# Do any equivalent of Lagrange points exist between galaxies?

I'm wondering whether there is a similar effect between Galaxies as we have between a planet and it's star. I know there are tidal waves between galaxies and that gravity seems to always be attractive therefore, there should be Lagrange like points between Galaxies.

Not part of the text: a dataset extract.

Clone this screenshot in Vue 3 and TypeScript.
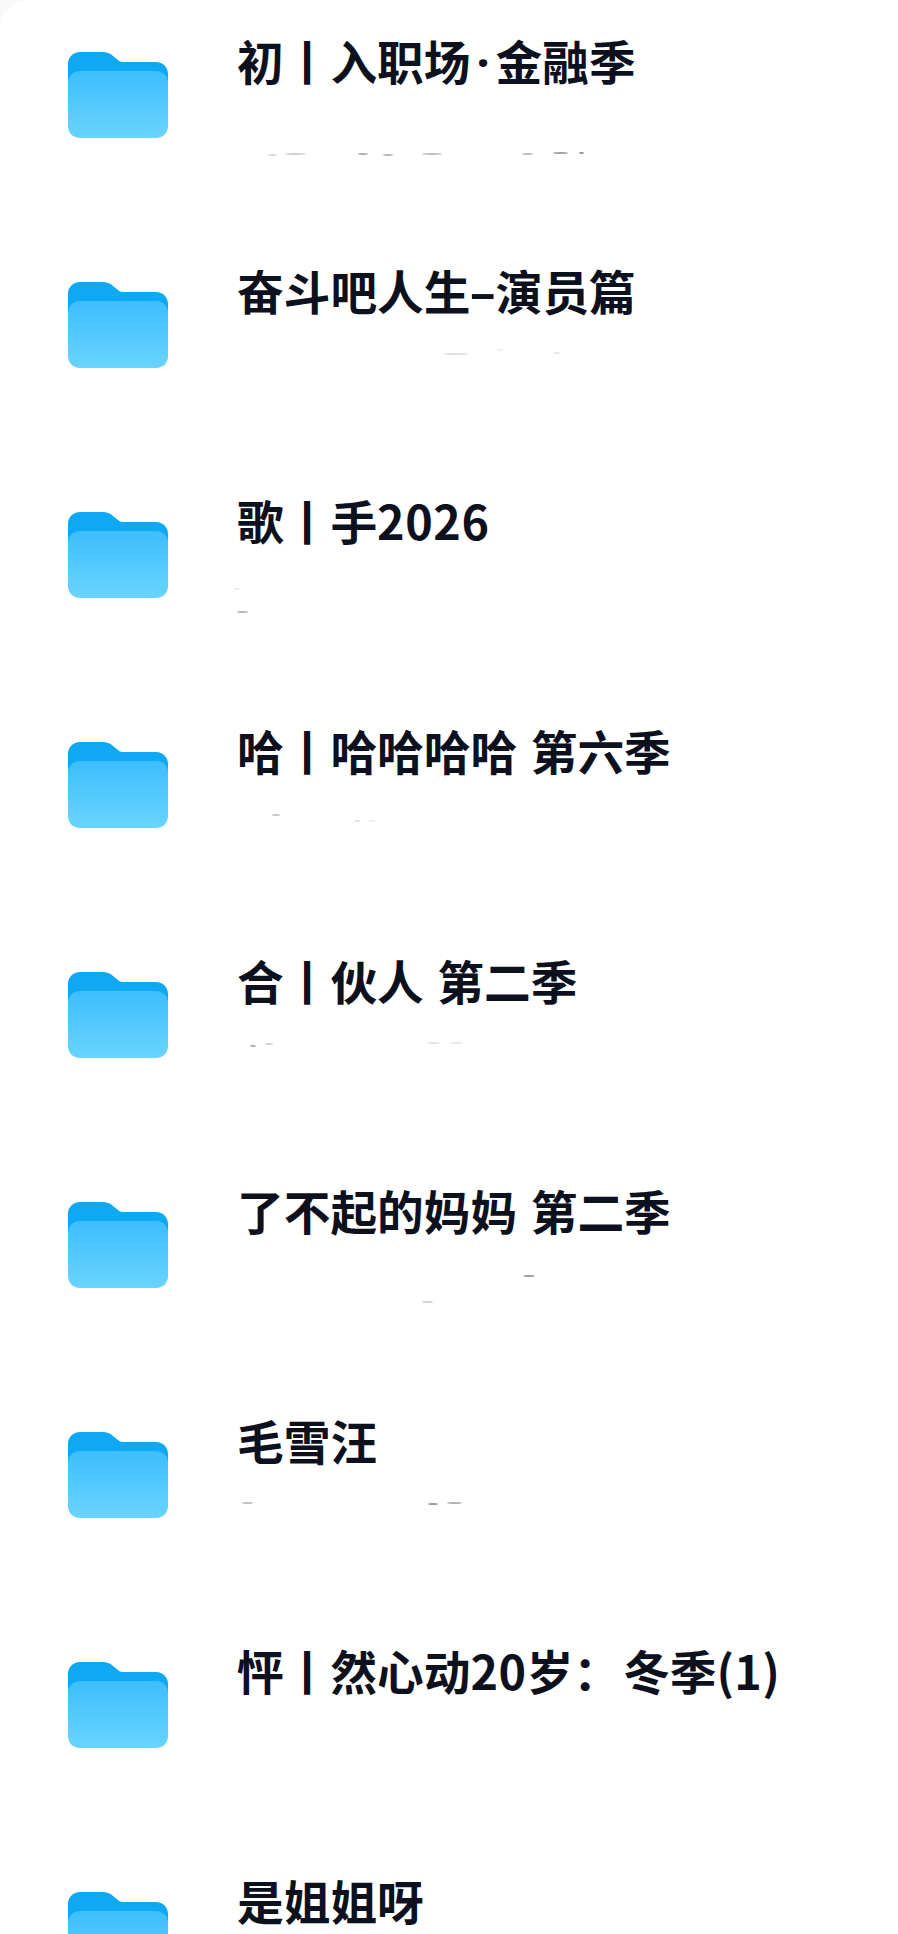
<script setup lang="ts">
interface Smudge {
  left: number
  top: number
  width: number
  shade: string
}

interface Folder {
  name: string
  smudges: Smudge[]
}

const folders: Folder[] = [
  {
    name: '初丨入职场·金融季',
    smudges: [
      { left: 31, top: 66, width: 9, shade: '#d8d8d8' },
      { left: 48, top: 65, width: 21, shade: '#d0d0d0' },
      { left: 121, top: 65, width: 10, shade: '#b0b0b0' },
      { left: 146, top: 66, width: 10, shade: '#b8b8b8' },
      { left: 185, top: 65, width: 20, shade: '#c0c0c0' },
      { left: 285, top: 65, width: 11, shade: '#c0c0c0' },
      { left: 316, top: 64, width: 15, shade: '#a0a0a0' },
      { left: 342, top: 64, width: 5, shade: '#909090' }
    ]
  },
  {
    name: '奋斗吧人生-演员篇',
    smudges: [
      { left: 206, top: 37, width: 25, shade: '#e0e0e0' },
      { left: 260, top: 33, width: 6, shade: '#f0f0f0' },
      { left: 316, top: 36, width: 7, shade: '#e8e8e8' }
    ]
  },
  {
    name: '歌丨手2026',
    smudges: [
      { left: 0, top: 65, width: 11, shade: '#b8b8b8' },
      { left: -3, top: 42, width: 6, shade: '#ececec' }
    ]
  },
  {
    name: '哈丨哈哈哈哈 第六季',
    smudges: [
      { left: 35, top: 38, width: 8, shade: '#c8c8c8' },
      { left: 118, top: 44, width: 5, shade: '#dcdcdc' },
      { left: 131, top: 44, width: 7, shade: '#f0f0f0' }
    ]
  },
  {
    name: '合丨伙人 第二季',
    smudges: [
      { left: 13, top: 39, width: 6, shade: '#a8a8a8' },
      { left: 28, top: 37, width: 8, shade: '#d0d0d0' },
      { left: 190, top: 36, width: 13, shade: '#e4e4e4' },
      { left: 213, top: 36, width: 13, shade: '#e8e8e8' }
    ]
  },
  {
    name: '了不起的妈妈 第二季',
    smudges: [
      { left: 286, top: 39, width: 12, shade: '#a0a0a0' },
      { left: 185, top: 65, width: 11, shade: '#d0d0d0' }
    ]
  },
  {
    name: '毛雪汪',
    smudges: [
      { left: 5, top: 36, width: 11, shade: '#c0c0c0' },
      { left: 191, top: 37, width: 10, shade: '#989898' },
      { left: 210, top: 36, width: 15, shade: '#b0b0b0' }
    ]
  },
  { name: '怦丨然心动20岁：冬季(1)', smudges: [] },
  { name: '是姐姐呀', smudges: [] }
]

function classFor(text: string) {
  if (text === '-') return 'dash'
  if (text === '·') return 'dot'
  if (text === '：') return 'colon'
  if (/\d/.test(text)) return 'digits'
  return ''
}

// dash, dot, colon and digits sit in different slots than the CJK font gives them
function parts(name: string) {
  return name.split(/([·\-：]|\d+)/).filter(Boolean).map((text) => ({ text, cls: classFor(text) }))
}
</script>

<template>
  <main class="list">
    <section v-for="folder in folders" :key="folder.name" class="row">
      <svg class="folder" viewBox="0 0 100 86" width="100" height="86">
        <defs>
          <linearGradient id="front" x1="0" y1="0" x2="0" y2="1">
            <stop offset="0" stop-color="#3dbefd" />
            <stop offset="1" stop-color="#69d4fe" />
          </linearGradient>
        </defs>
        <path d="M0 12C0 5 5 0 12 0H34C39 0 42 1 45 4L50 8C52 10 54 10 57 10H88C95 10 100 15 100 22V50H0Z" fill="#0fa8f2" />
        <path d="M0 31C0 24 5 19 12 19H88C95 19 100 24 100 31V74C100 81 95 86 88 86H12C5 86 0 81 0 74Z" fill="url(#front)" />
      </svg>
      <div class="text">
        <h2 class="name">
          <span v-for="(p, i) in parts(folder.name)" :key="i" :class="p.cls">{{ p.text }}</span>
        </h2>
        <div class="ghost">
          <i
            v-for="s in folder.smudges"
            :key="s.left"
            class="smudge"
            :style="{ left: s.left + 'px', top: s.top + 'px', width: s.width + 'px', background: s.shade }"
          />
        </div>
      </div>
    </section>
  </main>
</template>

<style>
html,
body {
  background: #f9f9fa;
  overflow: hidden;
}
</style>

<style scoped>
.list {
  width: 898px;
  height: 1934px;
  overflow: hidden;
  background: #fff;
  padding: 34px 0 0 68px;
  box-sizing: border-box;
  border-top-left-radius: 28px;
}

.row {
  display: flex;
  align-items: flex-start;
  height: 230px;
}

.folder {
  flex: none;
  margin-top: 18px;
}

.text {
  margin-left: 69px;
}

.name {
  margin: 0;
  font-family: "Noto Sans CJK SC", "Noto Sans", sans-serif;
  font-size: 46.7px;
  font-weight: 700;
  line-height: 52px;
  color: #0c111d;
  white-space: nowrap;
  word-spacing: 3px;
}

.dash {
  display: inline-block;
  margin: 0 4px;
  transform: scaleX(1.7);
}

.dot {
  font-family: "Noto Sans", sans-serif;
  margin: 0 6px;
}

.colon {
  margin-right: 3px;
}

.digits {
  letter-spacing: 0.6px;
}

.ghost {
  position: relative;
  height: 50px;
}

.smudge {
  position: absolute;
  height: 2px;
  border-radius: 50%;
  filter: blur(0.6px);
}
</style>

However, the tidal waves seem to wrack havoc galaxies so I could imagine that no such stable points would exist, at least not for long (a few million years maybe?)

Is that at all possible?

• Standard Lagrange point calculations treat the star & planet as points. A galaxy & its satellite galaxy aren't well-modeled as points, since the separation distance is fairly small relative to the sizes of the galaxies. Apr 27 at 9:34
• Taking that comment a bit farther: we can treat sun, earth, moon as points because they are compact (two are solid; one is gravitationally held to be a sphere). Galaxies are more analogous to a star surrounded with thousands of small asteroids. Apr 27 at 12:12
• different but related: Are there places in the Universe without gravity? See also Density and dimensionality of zeros in inverse square force fields of randomly distributed sources in (at least) 1, 2 and 3 dimensions? But of course you've now in a rotational frame.
– uhoh
Apr 27 at 16:21
• Keep in mind that Lagrangian point stability is a long-term matter, the perturbations tend to cancel out over many orbits. The universe isn't old enough for galaxies to have had large numbers of orbits. On an intergalactic scale, the timescales can be measured in star lifetimes. The Magellanic Clouds, if they're actually gravitationally bound to the Milky Way, have an orbital period of at least 4 billion years. Even the sun takes ~240 million years to complete an orbit within the Milky Way. Apr 30 at 13:11

The gravitational potential of a galaxy is not going to be a spherically symmetric $$1/r$$ potential, since it is the sum of the potentials of all the stars, plus from a diffuse dark matter component. In particular it can be flattened.
That said, in practice one can decompose the potential using a multipole expansion where we in essence make a Taylor expansion in terms of powers of $$1/r$$. A flattened distribution will have a nonzero $$1/r^2$$ potential component, a more lumpy one quadrupole ($$1/r^3$$) and higher order moments. Since at large $$r$$ these terms vanish faster than the monopole $$1/r$$ term we well-separated, fairly spherical galaxies will in the large behave as mass-points. Hence there would be Lagrange points for the circular or elliptic restricted three body problem for them.
One can wonder if the corrections due to the multipole moments break the Lagrange points anyway. Without doing numerical simulations it is hard to tell, but a simple heuristic argument is that the L4 and L5 Lagrange points do exist for any $$1/r^\alpha$$ potential (I have still not found a neat way of showing this except reams of algebra). Hence extra multipole terms locally just perturb the potential as if it was not quite $$1/r$$, but there will be Lagrange points in the vicinity.